Sono passati all’incirca due anni dall’ultimo post che ho scritto per i blog de ilfattoquotidiano.it. Due anni non sono molti nella vita di una persona, di certo non lo sono per l’evoluzione del pianeta e dell’umanità, eppure alle volte mi domando se questi anni non siano stati percepiti in maniera più viscerale di quello che il semplice conteggio dei giorni non dica. Sembra come se qualcuno avesse premuto il fast forward di una vecchia vhs e sia arrivato alla fine del film molto prima di quanto ci si aspettasse. E mentre i titoli di coda scorrono veloci sullo schermo nero, ci rendiamo conto che la storia termina in modo diverso da come l’avevamo immaginata.
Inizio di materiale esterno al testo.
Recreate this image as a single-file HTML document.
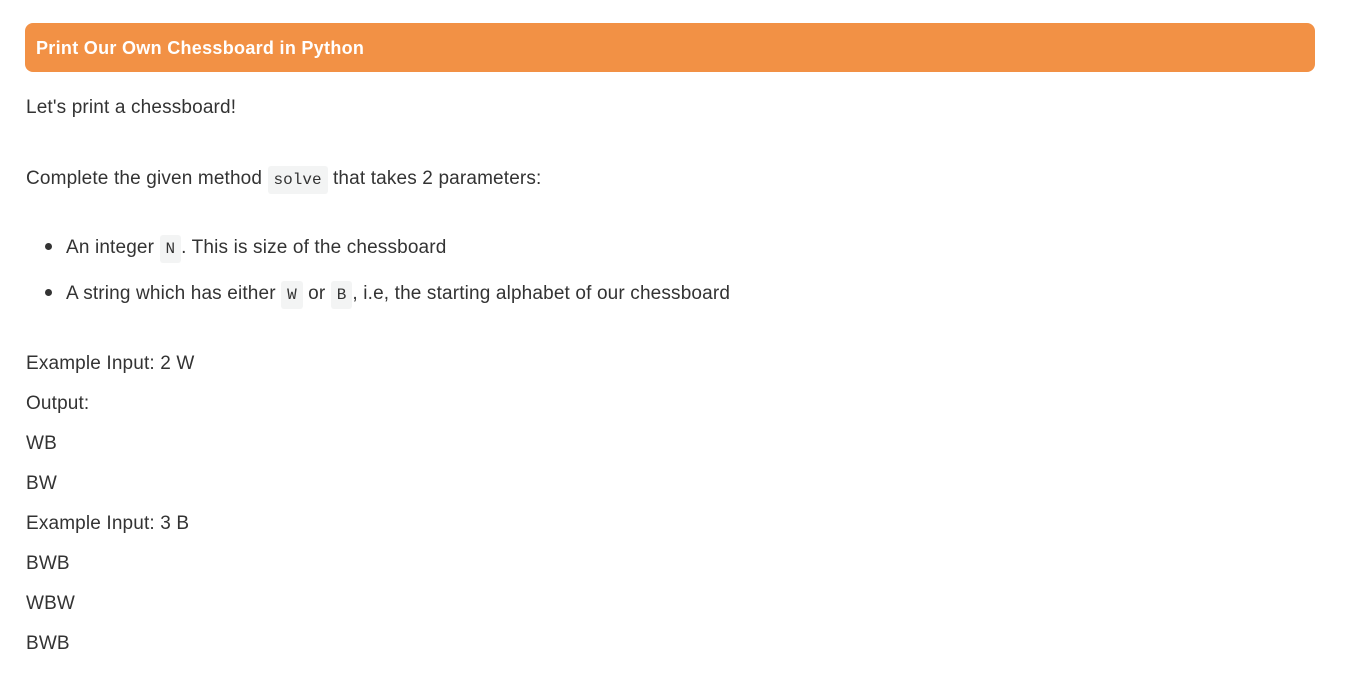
<!DOCTYPE html>
<html><head><meta charset="utf-8"><style>
body{margin:0;background:#fff;width:1350px;height:677px;overflow:hidden;font-family:"Liberation Sans",sans-serif;color:#333;}
.h{position:absolute;left:25px;top:23px;width:1290px;height:49px;background:#f29145;border-radius:8px;color:#fff;font-size:18px;font-weight:bold;line-height:50px;box-sizing:border-box;padding-left:11px;letter-spacing:0.3px;}
.l{position:absolute;left:26px;font-size:19px;letter-spacing:0.15px;line-height:24px;white-space:nowrap;}
code{font-family:"Liberation Mono",monospace;font-size:16px;letter-spacing:0;background:#f3f4f4;border-radius:3px;padding:5px 6px;color:#333;}
.b{left:66px}
.dot{position:absolute;left:45px;width:7px;height:7px;border-radius:50%;background:#333;}
</style></head><body>
<div class="h">Print Our Own Chessboard in Python</div>
<div class="l" style="top:96px">Let's print a chessboard!</div>
<div class="l" style="top:167px">Complete the given method <code>solve</code> that takes 2 parameters:</div>
<div class="dot" style="top:243px"></div>
<div class="l b" style="top:236px">An integer <code>N</code>. This is size of the chessboard</div>
<div class="dot" style="top:289px"></div>
<div class="l b" style="top:282px">A string which has either <code>W</code> or <code>B</code>, i.e, the starting alphabet of our chessboard</div>
<div class="l" style="top:352px">Example Input: 2 W</div>
<div class="l" style="top:392px">Output:</div>
<div class="l" style="top:432px">WB</div>
<div class="l" style="top:472px">BW</div>
<div class="l" style="top:512px">Example Input: 3 B</div>
<div class="l" style="top:552px">BWB</div>
<div class="l" style="top:592px">WBW</div>
<div class="l" style="top:632px">BWB</div>
</body></html>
Altre volte, invece, mi pare che al netto di tutto, il mondo e la società non si siano trasformati poi così tanto. Ma probabilmente è perché l’essere umano, anche dopo gli scossoni più violenti, riesce a trovare il (proprio) modo di riprendere la strada, seppur azzoppato o barcollante. Se mi guardo indietro però, beh, di cose ne sono successe e forse quella scossa, più che riportarci su una strada diversa, ci ha proprio messo su un’altra traiettoria. Nonostante oggi sembri un ricordo a tratti sbiadito, il Covid ha messo sottosopra la vita di molti; chi per breve tempo, chi con strascichi (non necessariamente medici) più lunghi.

È come se da quel punto zero le cose abbiano cominciato a girare in maniera diversa e la nostra vita di ieri ci appaia offuscata e remota. Lo smart working è diventato parte della nostra vita lavorativa, gli studenti hanno preso definitivamente confidenza con l’apprendimento digitale, il rapporto scuola-casa è ancora soprattutto virtuale, un numero rilevante di persone indossa ancora le mascherine, le interazioni personali – in particolare tra i giovani – sono diventate più complicate, creano ansia, diffidenza e inadattabilità.

C’è chi ha perso il lavoro, chi l’ha ritrovato mutato o falcidiato nei diritti, chi si è reinventato, chi ha deciso di diventare un “nomade digitale”, chi continua invano ad attendere qualcosa che non esiste più. Molti sono arrabbiati e sentono di non aver raccolto nessuna ricompensa pattuita. In fondo, ci avevano detto che sarebbe andato tutto bene. Qualcuno ha fatto a pugni coi propri demoni, con i suoi buchi neri, altri hanno fatto i conti col proprio concetto di mortalità. Alcuni ne sono usciti, altri sono restati imbrigliati dentro una voragine senza nome, mutevole e informe. In tanti sono cambiati, ma forse non tutti ne hanno preso coscienza. Ardimentoso è trovare un senso alla vita che cambia.

Anch’io ho assaggiato la mia dose di cambiamento. Due anni fa, senza più turisti e senza più introiti, ho cominciato a disboscare il dorso di un monte. Sotto il sole estivo, quasi fosse la penitenza per una rinascita futura che ancora non intravedevo, ho ripulito dall’incuria e dall’abbandono un scampolo di terra, un tempo feconda. E ci ho piantato quello che già in passato era esistito: un vigneto. Si accuccia sopra una costa che non fa sconti a nessuno, s’inerpica caparbio e da lì, una volta conquistato il crinale, punti lo sguardo verso il mare alto.

Dicono che la terra sia bassa, dura e che non dia da vivere. In questo lembo, popolato dagli spiriti di antichi contadini, ho imparato che la terra non sta mai ferma, nemmeno quando è immota. E nel suo mutamento ti forza a cambiare con lei. Ad ogni mese, ogni stagione, sempre uguali e sempre diverse. Ci sono cambiamenti che ti tirano per i capelli, altri che arrivano in ritardo come una sposa all’altare, altri avvengono con la naturalezza di un bruco diventato farfalla. Ricette prodigiose e scappatoie miracolanti non ce ne sono. Per questo bisogna continuare a cercare.